I Tasted Chaos

It's not a comeback, it's not a revival, it's not really nostalgia, well, maybe it's a little of some of those things for some but for me (and probably a handful of others) this is the music we listened to 14-16 years ago and never really stopped listening to. That's the thing about people who say things like "Seeing Dashboard, 16 year old me is freaking out" or "I loved this Taking Back Sunday record in high school", I can't relate to these sentiments. I can shamelessly name every record that those two bands have put out and with even less shame I can sing along to every one of those records. 

When thinking about how to approach this blog, I couldn't nail down exactly how I wanted to convey everything I wanted to without writing a novel. So my conclusion, write a novel. There's really no better way to do this than to share what this all means to me and there's no better place to start than with The Early November. The first time I saw TEN, it wasn't even the full band, it was Ace on the Where's The Band Tour in 2012 or something close to that. TEN means a little something special to me because in college I had the Drive Thru DVD that I watched maybe six billion times with my little brother. Years later my brother would go through some rough times and ultimately join the Marines and do a pair of tours. I'm skipping a ton of details here but the relevant one is that my brother came back with a pretty significant case of PTSD. He has good days, others aren't as good but one thing is certain, when we talk about music he comes back to me, to us. I'm getting emotional just talking about this but when my brother hears songs like Baby Blue or Every Night's Another Story, his face glows, his tone of voice changes and just for a moment I have my brother back and it means the world to me. So when I'm with Ace and shooting his band and I'm singing along, these words hit hard and straight to the heart. On top of this, Ace has had some guys fill in for the original line up. Life happens and I 100% get it. Honestly, I'm not even mad about it. Time before this I was out with a band opening for The Early November and Bayside and I met Tom Ryan and Jake Lang. Those dudes are solid dudes. Jake is out doing rad drum tech things with At The Drive-In but Tom was back out and while sitting around after getting into Detroit, I ran into him. It's so good to see familiar faces at these things. Overall, I love these dudes. They've always been so kind to me and have say nice things about my pictures when they don't have to. 

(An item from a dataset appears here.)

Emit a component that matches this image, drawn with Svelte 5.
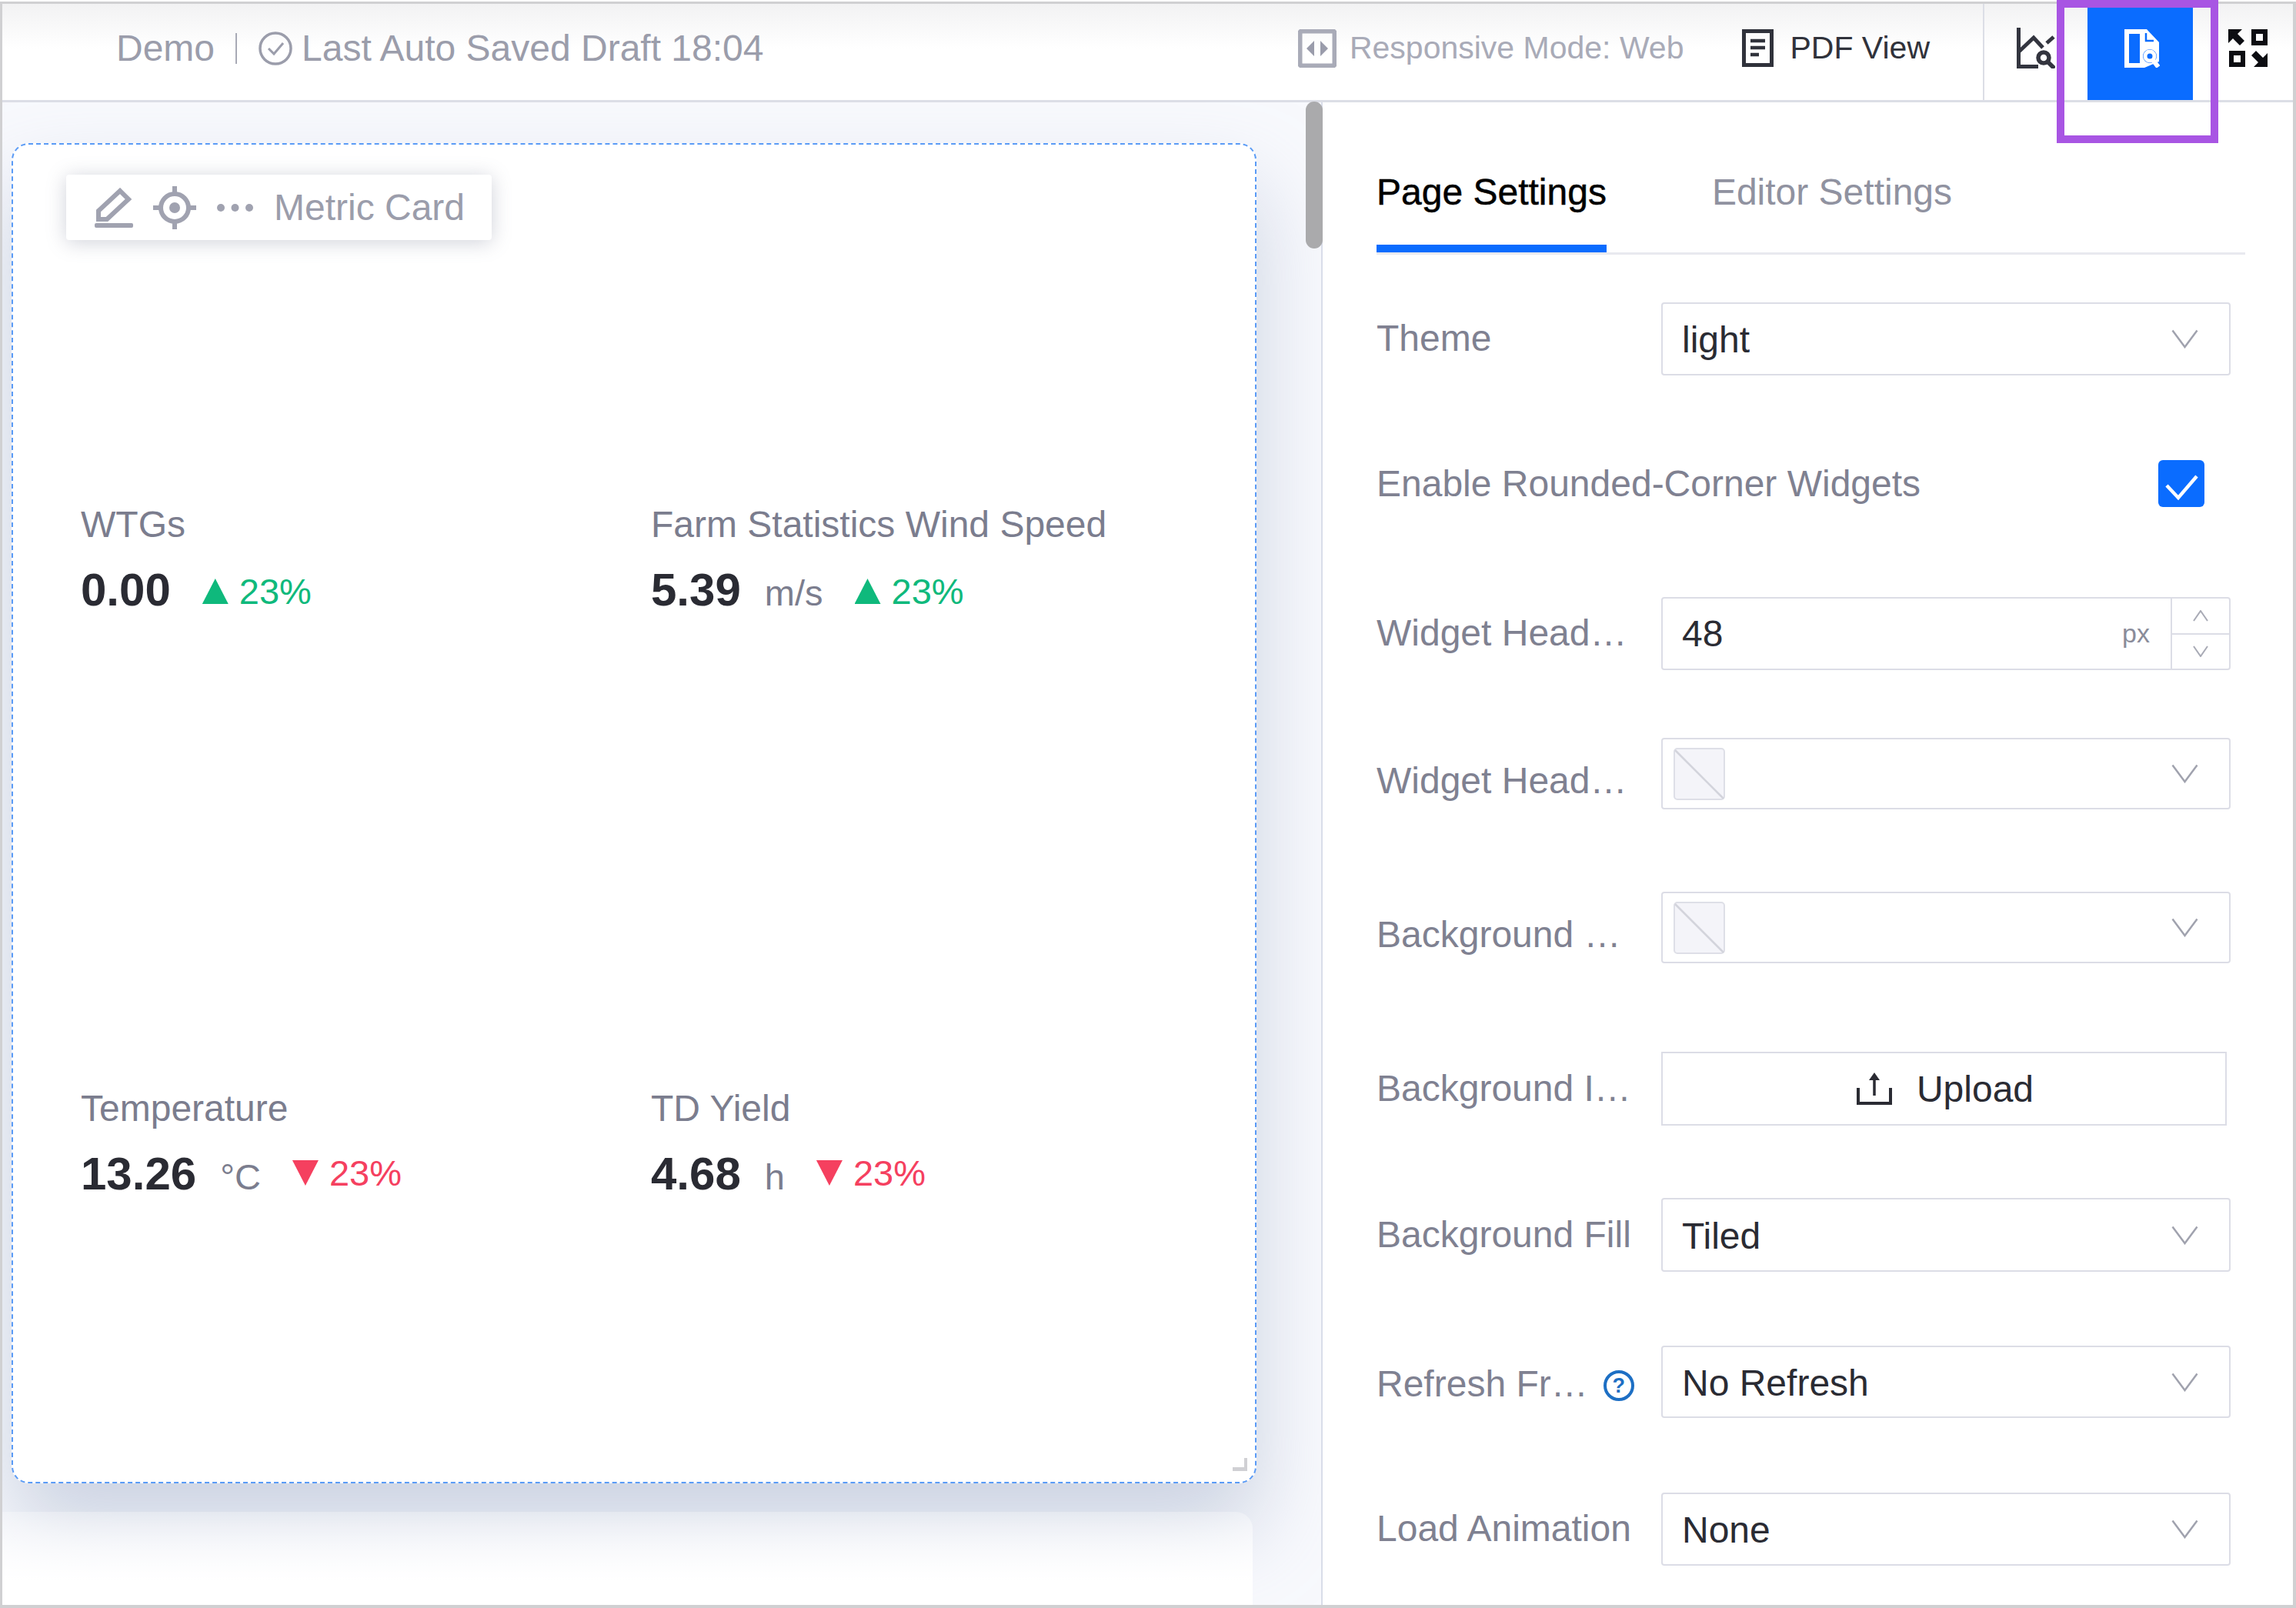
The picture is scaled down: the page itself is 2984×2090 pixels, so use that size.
<script>
  const metrics = [
    { title: 'WTGs', value: '0.00', unit: '', dir: 'up' },
    { title: 'Farm Statistics Wind Speed', value: '5.39', unit: 'm/s', dir: 'up' },
    { title: 'Temperature', value: '13.26', unit: '°C', dir: 'down' },
    { title: 'TD Yield', value: '4.68', unit: 'h', dir: 'down' }
  ];
  const rows = [
    { label: 'Theme', kind: 'select', value: 'light', h: 95, gap: 0, dy: -2 },
    { label: 'Enable Rounded-Corner Widgets', kind: 'check', h: 95, gap: 93, dy: 0 },
    { label: 'Widget Head…', kind: 'number', value: '48', h: 95, gap: 100, dy: -2 },
    { label: 'Widget Head…', kind: 'swatch', h: 93, gap: 88, dy: 18 },
    { label: 'Background …', kind: 'swatch', h: 93, gap: 107, dy: 18 },
    { label: 'Background I…', kind: 'upload', h: 96, gap: 115, dy: -2 },
    { label: 'Background Fill', kind: 'select', value: 'Tiled', h: 96, gap: 94, dy: -2 },
    { label: 'Refresh Fr…', kind: 'select', value: 'No Refresh', h: 94, gap: 96, dy: 4, help: true },
    { label: 'Load Animation', kind: 'select', value: 'None', h: 95, gap: 97, dy: -2 }
  ];
</script>

{#snippet chevron()}
  <svg class="chev" viewBox="0 0 35 25" width="35" height="25"><path d="M1.5 1.5 L17.5 23 L33.5 1.5" fill="none" stroke="#a0a2ae" stroke-width="2.5"/></svg>
{/snippet}

<div class="frame">
  <header class="header">
    <span class="demo">Demo</span>
    <i class="hsep"></i>
    <svg class="saved-ico" viewBox="0 0 44 44" width="44" height="44"><circle cx="22" cy="22" r="20" fill="none" stroke="#9b9dab" stroke-width="3.5"/><path d="M13 22 L20 29 L32 15" fill="none" stroke="#9b9dab" stroke-width="3"/></svg>
    <span class="saved">Last Auto Saved Draft 18:04</span>

    <svg class="resp-ico" viewBox="0 0 50 50" width="50" height="50"><rect x="2.5" y="2.5" width="45" height="45" rx="2" fill="none" stroke="#a9abb8" stroke-width="6"/><path d="M21 15 V35 L11 25 Z M29 15 V35 L39 25 Z" fill="#9a9cab"/></svg>
    <span class="resp">Responsive Mode: Web</span>
    <svg class="pdf-ico" viewBox="0 0 41 49" width="41" height="49"><rect x="2.5" y="2.5" width="36" height="44" fill="none" stroke="#30323b" stroke-width="5"/><path d="M11 15 H30 M11 24 H30 M11 33 H22" stroke="#30323b" stroke-width="4.5"/></svg>
    <span class="pdf">PDF View</span>
    <i class="vsep"></i>
    <svg class="chart-ico" viewBox="0 0 50 53" width="50" height="53"><path d="M2.5 0 V50.5 H28" fill="none" stroke="#33353f" stroke-width="5"/><path d="M3 31 L22 13 L34 26 M39 20 L48 12" fill="none" stroke="#33353f" stroke-width="5"/><circle cx="35" cy="39" r="7" fill="none" stroke="#33353f" stroke-width="5.5"/><path d="M40 44 L49 53" stroke="#33353f" stroke-width="5.5"/></svg>
    <div class="tab-active">
      <svg viewBox="0 0 46 50" width="46" height="50"><path d="M0 0 H29 L45 17 V42 L26 50 H0 Z M6 6 V44 H20 V6 Z" fill="#fff" fill-rule="evenodd"/><path d="M28 5 V15 H38" fill="none" stroke="#0a6cff" stroke-width="2.5"/><circle cx="33" cy="35" r="9" fill="#0a6cff"/><circle cx="33" cy="35" r="6" fill="none" stroke="#fff" stroke-width="5"/><path d="M37 40 L44 49" stroke="#fff" stroke-width="6"/></svg>
    </div>
    <svg class="full-ico" viewBox="0 0 51 49" width="51" height="49"><path d="M0 0 H18 L12 6 L21 15 L15 21 L6 12 L0 18 Z" fill="#0c0d12"/><rect x="33" y="3" width="15" height="15" fill="none" stroke="#0c0d12" stroke-width="6"/><rect x="4" y="31" width="15" height="15" fill="none" stroke="#0c0d12" stroke-width="6"/><path d="M51 49 H33 L39 43 L30 34 L36 28 L45 37 L51 31 Z" fill="#0c0d12"/></svg>
  </header>

  <div class="main">
    <div class="canvas">
      <section class="card">
        <div class="toolbar">
          <svg viewBox="0 0 50 52" width="50" height="52"><path d="M33 4 L44 15 L16 41 H5 V30 Z" fill="none" stroke="#a0a2b0" stroke-width="6"/><rect y="46" width="50" height="6" rx="2" fill="#a0a2b0"/></svg>
          <svg viewBox="0 0 56 56" width="56" height="56"><circle cx="28" cy="28" r="18" fill="none" stroke="#a0a2b0" stroke-width="6"/><circle cx="28" cy="28" r="7" fill="#a0a2b0"/><path d="M28 0 V10 M28 46 V56 M0 28 H10 M46 28 H56" stroke="#a0a2b0" stroke-width="6"/></svg>
          <svg viewBox="0 0 47 12" width="47" height="12"><circle cx="5" cy="6" r="5" fill="#a0a2b0"/><circle cx="23.5" cy="6" r="5" fill="#a0a2b0"/><circle cx="42" cy="6" r="5" fill="#a0a2b0"/></svg>
          <span>Metric Card</span>
        </div>
        <div class="metrics">
          {#each metrics as m}
            <div class="metric">
              <div class="m-title">{m.title}</div>
              <div class="m-line">
                <span class="m-value">{m.value}</span>
                {#if m.unit}<span class="m-unit">{m.unit}</span>{/if}
                <span class="trend {m.dir}"><i class="tri"></i><span>23%</span></span>
              </div>
            </div>
          {/each}
        </div>
        <i class="resize"></i>
      </section>
      <div class="next-card"></div>
    </div>

    <aside class="panel">
      <nav class="tabs">
        <span class="tab on">Page Settings</span>
        <span class="tab">Editor Settings</span>
      </nav>
      <div class="form">
        {#each rows as r}
          <div class="row" style="margin-top:{r.gap}px;height:{r.h}px">
            <div class="label" class:wide={r.kind === 'check'} style="margin-top:{r.dy}px">
              <span>{r.label}</span>
              {#if r.help}<span class="help">?</span>{/if}
            </div>
            {#if r.kind === 'select'}
              <div class="control select"><span class="val">{r.value}</span>{@render chevron()}</div>
            {:else if r.kind === 'swatch'}
              <div class="control select swatch-sel">
                <svg class="swatch" viewBox="0 0 67 68" width="67" height="68"><rect x="1" y="1" width="65" height="66" rx="4" fill="#f4f4f9" stroke="#dedfe7" stroke-width="2"/><path d="M2 3 L65 66" stroke="#d3d4dc" stroke-width="2.5"/></svg>
                {@render chevron()}
              </div>
            {:else if r.kind === 'number'}
              <div class="control number">
                <span class="num">{r.value}</span>
                <span class="px">px</span>
                <div class="steppers">
                  <div><svg viewBox="0 0 20 15" width="20" height="15"><path d="M1 14 L10 1 L19 14" fill="none" stroke="#a8aab5" stroke-width="2"/></svg></div>
                  <div><svg viewBox="0 0 20 15" width="20" height="15"><path d="M1 1 L10 14 L19 1" fill="none" stroke="#a8aab5" stroke-width="2"/></svg></div>
                </div>
              </div>
            {:else if r.kind === 'upload'}
              <div class="control upload">
                <svg viewBox="0 0 46 43" width="46" height="43"><path d="M23 30 V6" stroke="#2a2b33" stroke-width="3.5"/><path d="M23 0 L30 10 H16 Z" fill="#2a2b33"/><path d="M2 20 V40 H44 V20" fill="none" stroke="#2a2b33" stroke-width="4"/></svg>
                <span>Upload</span>
              </div>
            {:else if r.kind === 'check'}
              <div class="checkbox"><svg viewBox="0 0 60 61" width="60" height="61"><path d="M11 33 L26 49 L50 21" fill="none" stroke="#fff" stroke-width="4.5"/></svg></div>
            {/if}
          </div>
        {/each}
      </div>
    </aside>
    <i class="thumb"></i>
  </div>
  <i class="highlight"></i>
</div>

<style>
  :global(html), :global(body) { height: 2090px; overflow: hidden; }
  :global(body) { margin: 0; background: #fff; }
  * { box-sizing: border-box; }
  i { display: block; font-style: normal; }

  .frame {
    position: relative;
    width: 2984px;
    height: 2088px;
    margin-top: 2px;
    border: 3px solid #d0d0d2;
    border-right-width: 4px;
    border-bottom-width: 4px;
    display: flex;
    flex-direction: column;
    overflow: visible;
    font-family: "Liberation Sans", Arial, sans-serif;
    font-size: 48px;
    white-space: nowrap;
  }

  .header {
    flex: none;
    height: 128px;
    padding: 0 33px 10px 148px;
    display: flex;
    align-items: center;
    background: linear-gradient(#f2f2f3, #fff 58px);
    border-bottom: 3px solid #dcdee6;
    color: #9b9dab;
  }
  .hsep { width: 2px; height: 40px; background: #a8aab6; margin: 0 28px 0 27px; }
  .saved-ico { margin-right: 12px; }
  .resp-ico { margin-left: auto; margin-right: 17px; }
  .resp { font-size: 41px; color: #a9abb8; }
  .pdf-ico { margin-left: 76px; margin-right: 21px; }
  .pdf { font-size: 41px; color: #30323b; }
  .vsep { align-self: stretch; width: 2px; background: #dcdee6; margin: 0 42px 0 69px; margin-bottom: -10px; }
  .tab-active {
    align-self: stretch;
    width: 137px;
    margin: 0 46px 0 42px;
    margin-bottom: -10px;
    background: #0a6cff;
    display: flex;
    align-items: center;
    justify-content: center;
    padding: 0 0 10px 4px;
  }
  .full-ico { flex: none; }
  .chart-ico, .saved-ico, .resp-ico, .pdf-ico { flex: none; }

  .main { position: relative; flex: 1; min-height: 0; display: flex; }

  .canvas {
    flex: none;
    width: 1716px;
    padding: 53px 0 0 12px;
    background: #f8f9fd;
    border-right: 2px solid #d9dde9;
    overflow: hidden;
    display: flex;
    flex-direction: column;
  }
  .card {
    position: relative;
    z-index: 1;
    flex: none;
    width: 1618px;
    height: 1742px;
    background: #fff;
    border: 2px dashed #5a9bf6;
    border-radius: 22px;
    box-shadow: 0 60px 110px rgba(160, 174, 200, .5);
  }
  .next-card {
    position: relative;
    z-index: 2;
    flex: none;
    width: 1625px;
    height: 200px;
    margin: 37px 0 0 -12px;
    border-radius: 0 22px 0 0;
    background: linear-gradient(rgba(255, 255, 255, .3), #fff 90px);
  }

  .toolbar {
    position: absolute;
    left: 69px;
    top: 39px;
    width: 553px;
    height: 85px;
    padding-left: 37px;
    display: flex;
    align-items: center;
    background: #fff;
    border-radius: 4px;
    box-shadow: 0 3px 26px rgba(110, 114, 140, .32);
    color: #9b9dab;
  }
  .toolbar svg:nth-child(1) { margin-right: 26px; }
  .toolbar svg:nth-child(2) { margin-right: 27px; }
  .toolbar svg:nth-child(3) { margin-right: 27px; }

  .metrics {
    padding: 466px 0 0 88px;
    display: grid;
    grid-template-columns: 741px 1fr;
    grid-auto-rows: 759px;
  }
  .m-title { line-height: 56px; color: #7b7d8e; }
  .m-line { margin-top: 22px; display: flex; align-items: baseline; line-height: 70px; }
  .m-value { font-size: 60px; font-weight: 700; color: #2a2b33; }
  .m-unit { margin-left: 31px; font-size: 47px; color: #7b7d8e; }
  .trend { margin-left: 41px; display: flex; align-items: baseline; gap: 14px; font-size: 47px; }
  .tri { width: 34px; height: 33px; }
  .up { color: #0fb97c; transform: translateY(-2px); }
  .up .tri { background: #0fb97c; clip-path: polygon(50% 0, 100% 100%, 0 100%); }
  .down { color: #f5405f; transform: translateY(-5px); }
  .down .tri { background: #f5405f; clip-path: polygon(0 0, 100% 0, 50% 100%); }

  .resize {
    position: absolute;
    right: 10px;
    bottom: 14px;
    width: 19px;
    height: 17px;
    border-right: 4px solid #d0d0d4;
    border-bottom: 5px solid #d0d0d4;
  }

  .panel { flex: 1; min-width: 0; padding-left: 70px; background: #fff; overflow: hidden; }
  .tabs {
    width: 1129px;
    height: 198px;
    padding-top: 89px;
    display: flex;
    gap: 137px;
    border-bottom: 3px solid #e8e9ef;
  }
  .tab { height: 106px; line-height: 56px; color: #9092a0; }
  .tab.on { color: #000; border-bottom: 10px solid #0a6cff; -webkit-text-stroke: .5px #000; }

  .form { padding-top: 62px; }
  .row { display: flex; align-items: center; }
  .label { flex: none; width: 370px; display: flex; align-items: center; gap: 20px; color: #7f8191; }
  .label.wide { width: auto; }
  .help {
    width: 40px;
    height: 40px;
    border: 4px solid #1d6fc4;
    border-radius: 50%;
    color: #1d6fc4;
    font-size: 27px;
    font-weight: 700;
    line-height: 32px;
    text-align: center;
    margin-top: 6px;
  }

  .control {
    flex: none;
    width: 740px;
    height: 100%;
    background: #fff;
    border: 2px solid #dcdde6;
    border-radius: 4px;
    color: #2a2b33;
    display: flex;
    align-items: center;
  }
  .select { padding: 0 40px 0 25px; justify-content: space-between; }
  .val { padding-top: 2px; }
  .swatch-sel { padding-left: 14px; }
  .swatch { display: block; }

  .number { padding-left: 25px; }
  .num { flex: 1; }
  .px { font-size: 34px; color: #8a8c9a; margin-right: 27px; }
  .steppers { align-self: stretch; width: 76px; border-left: 2px solid #dcdde6; display: flex; flex-direction: column; }
  .steppers div { flex: 1; display: flex; align-items: center; justify-content: center; }
  .steppers div + div { border-top: 2px solid #dcdde6; }

  .upload { width: 735px; justify-content: center; gap: 32px; border-radius: 0; padding-left: 3px; }

  .checkbox {
    width: 60px;
    height: 61px;
    margin: -1px 34px 0 auto;
    background: #0a6cff;
    border-radius: 6px;
  }
  .row:has(.checkbox) { width: 1110px; }

  .thumb {
    position: absolute;
    left: 1694px;
    top: -1px;
    width: 22px;
    height: 191px;
    background: #aaaaac;
    border-radius: 11px;
    z-index: 3;
  }

  .highlight {
    position: absolute;
    left: 2670px;
    top: -5px;
    width: 210px;
    height: 186px;
    border: 10px solid #a855e3;
    z-index: 5;
  }
</style>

Tom Ryan backstage shot with my Nikon D610 50mm f/1.8

As far as the set goes, every time I've shot/hung with The Early November I leave just floored that after all these years, guys who are my age, can still go out and nail these songs that are decades old. I only say this because their energy is unmatched and there are days that if I slept the wrong way, I have a hard time getting out of bed but these guys go out there through their bodies all over the stage. I digress (as I have a tendency to do). If for no other reason, every person should hear Ace sing Ever So Sweet at least once. It's moving, it's emotional and to me, it's the quintessential reason music should be performed live.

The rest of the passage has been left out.